** Begin Dataset content **

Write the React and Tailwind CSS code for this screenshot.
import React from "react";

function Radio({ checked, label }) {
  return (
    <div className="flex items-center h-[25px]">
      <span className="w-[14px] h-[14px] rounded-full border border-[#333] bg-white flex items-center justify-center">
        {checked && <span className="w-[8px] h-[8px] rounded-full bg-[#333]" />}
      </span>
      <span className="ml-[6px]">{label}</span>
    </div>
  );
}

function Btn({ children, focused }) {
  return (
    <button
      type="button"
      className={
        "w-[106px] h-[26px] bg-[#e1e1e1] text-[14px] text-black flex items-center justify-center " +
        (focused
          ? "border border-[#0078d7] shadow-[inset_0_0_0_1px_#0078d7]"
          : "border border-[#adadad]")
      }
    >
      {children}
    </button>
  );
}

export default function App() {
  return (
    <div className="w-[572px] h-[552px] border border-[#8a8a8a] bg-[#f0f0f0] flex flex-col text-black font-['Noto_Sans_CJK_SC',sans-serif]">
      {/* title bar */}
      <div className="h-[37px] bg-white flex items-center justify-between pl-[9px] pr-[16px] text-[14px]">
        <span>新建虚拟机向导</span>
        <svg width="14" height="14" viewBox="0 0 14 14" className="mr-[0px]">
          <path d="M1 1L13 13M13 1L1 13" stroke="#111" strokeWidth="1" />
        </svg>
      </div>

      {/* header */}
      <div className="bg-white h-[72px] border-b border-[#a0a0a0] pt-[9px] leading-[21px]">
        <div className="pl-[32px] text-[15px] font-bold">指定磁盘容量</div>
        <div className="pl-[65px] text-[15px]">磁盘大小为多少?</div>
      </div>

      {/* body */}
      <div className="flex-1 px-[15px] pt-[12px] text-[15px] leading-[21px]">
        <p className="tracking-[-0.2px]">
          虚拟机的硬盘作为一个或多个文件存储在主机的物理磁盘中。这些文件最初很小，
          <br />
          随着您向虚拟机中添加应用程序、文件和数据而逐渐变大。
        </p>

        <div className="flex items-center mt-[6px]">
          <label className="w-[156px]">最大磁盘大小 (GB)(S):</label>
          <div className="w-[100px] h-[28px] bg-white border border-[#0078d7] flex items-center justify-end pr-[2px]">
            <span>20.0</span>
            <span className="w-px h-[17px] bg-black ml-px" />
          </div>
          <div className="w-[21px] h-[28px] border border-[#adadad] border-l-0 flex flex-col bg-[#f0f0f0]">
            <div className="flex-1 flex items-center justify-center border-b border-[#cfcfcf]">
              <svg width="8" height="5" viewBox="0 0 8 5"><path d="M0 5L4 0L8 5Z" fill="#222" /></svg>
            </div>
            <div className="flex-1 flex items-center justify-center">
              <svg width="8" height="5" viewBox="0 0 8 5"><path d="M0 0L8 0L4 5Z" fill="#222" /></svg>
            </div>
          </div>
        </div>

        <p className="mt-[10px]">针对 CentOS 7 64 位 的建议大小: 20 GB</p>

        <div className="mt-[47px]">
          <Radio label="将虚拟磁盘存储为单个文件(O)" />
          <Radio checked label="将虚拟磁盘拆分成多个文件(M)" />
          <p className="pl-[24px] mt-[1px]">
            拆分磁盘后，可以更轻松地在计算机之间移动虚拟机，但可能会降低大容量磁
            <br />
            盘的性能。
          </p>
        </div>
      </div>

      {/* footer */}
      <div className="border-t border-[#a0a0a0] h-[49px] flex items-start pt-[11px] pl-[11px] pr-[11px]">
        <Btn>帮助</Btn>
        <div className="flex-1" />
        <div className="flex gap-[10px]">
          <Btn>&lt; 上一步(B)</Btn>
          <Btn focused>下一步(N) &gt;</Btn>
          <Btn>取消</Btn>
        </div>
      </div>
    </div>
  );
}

** End Dataset content **

* **What the task requires**: Copy out every line of the data above, exactly as given.

* **Solution for this problem**:
Write the React and Tailwind CSS code for this screenshot.
import React from "react";

function Radio({ checked, label }) {
  return (
    <div className="flex items-center h-[25px]">
      <span className="w-[14px] h-[14px] rounded-full border border-[#333] bg-white flex items-center justify-center">
        {checked && <span className="w-[8px] h-[8px] rounded-full bg-[#333]" />}
      </span>
      <span className="ml-[6px]">{label}</span>
    </div>
  );
}

function Btn({ children, focused }) {
  return (
    <button
      type="button"
      className={
        "w-[106px] h-[26px] bg-[#e1e1e1] text-[14px] text-black flex items-center justify-center " +
        (focused
          ? "border border-[#0078d7] shadow-[inset_0_0_0_1px_#0078d7]"
          : "border border-[#adadad]")
      }
    >
      {children}
    </button>
  );
}

export default function App() {
  return (
    <div className="w-[572px] h-[552px] border border-[#8a8a8a] bg-[#f0f0f0] flex flex-col text-black font-['Noto_Sans_CJK_SC',sans-serif]">
      {/* title bar */}
      <div className="h-[37px] bg-white flex items-center justify-between pl-[9px] pr-[16px] text-[14px]">
        <span>新建虚拟机向导</span>
        <svg width="14" height="14" viewBox="0 0 14 14" className="mr-[0px]">
          <path d="M1 1L13 13M13 1L1 13" stroke="#111" strokeWidth="1" />
        </svg>
      </div>

      {/* header */}
      <div className="bg-white h-[72px] border-b border-[#a0a0a0] pt-[9px] leading-[21px]">
        <div className="pl-[32px] text-[15px] font-bold">指定磁盘容量</div>
        <div className="pl-[65px] text-[15px]">磁盘大小为多少?</div>
      </div>

      {/* body */}
      <div className="flex-1 px-[15px] pt-[12px] text-[15px] leading-[21px]">
        <p className="tracking-[-0.2px]">
          虚拟机的硬盘作为一个或多个文件存储在主机的物理磁盘中。这些文件最初很小，
          <br />
          随着您向虚拟机中添加应用程序、文件和数据而逐渐变大。
        </p>

        <div className="flex items-center mt-[6px]">
          <label className="w-[156px]">最大磁盘大小 (GB)(S):</label>
          <div className="w-[100px] h-[28px] bg-white border border-[#0078d7] flex items-center justify-end pr-[2px]">
            <span>20.0</span>
            <span className="w-px h-[17px] bg-black ml-px" />
          </div>
          <div className="w-[21px] h-[28px] border border-[#adadad] border-l-0 flex flex-col bg-[#f0f0f0]">
            <div className="flex-1 flex items-center justify-center border-b border-[#cfcfcf]">
              <svg width="8" height="5" viewBox="0 0 8 5"><path d="M0 5L4 0L8 5Z" fill="#222" /></svg>
            </div>
            <div className="flex-1 flex items-center justify-center">
              <svg width="8" height="5" viewBox="0 0 8 5"><path d="M0 0L8 0L4 5Z" fill="#222" /></svg>
            </div>
          </div>
        </div>

        <p className="mt-[10px]">针对 CentOS 7 64 位 的建议大小: 20 GB</p>

        <div className="mt-[47px]">
          <Radio label="将虚拟磁盘存储为单个文件(O)" />
          <Radio checked label="将虚拟磁盘拆分成多个文件(M)" />
          <p className="pl-[24px] mt-[1px]">
            拆分磁盘后，可以更轻松地在计算机之间移动虚拟机，但可能会降低大容量磁
            <br />
            盘的性能。
          </p>
        </div>
      </div>

      {/* footer */}
      <div className="border-t border-[#a0a0a0] h-[49px] flex items-start pt-[11px] pl-[11px] pr-[11px]">
        <Btn>帮助</Btn>
        <div className="flex-1" />
        <div className="flex gap-[10px]">
          <Btn>&lt; 上一步(B)</Btn>
          <Btn focused>下一步(N) &gt;</Btn>
          <Btn>取消</Btn>
        </div>
      </div>
    </div>
  );
}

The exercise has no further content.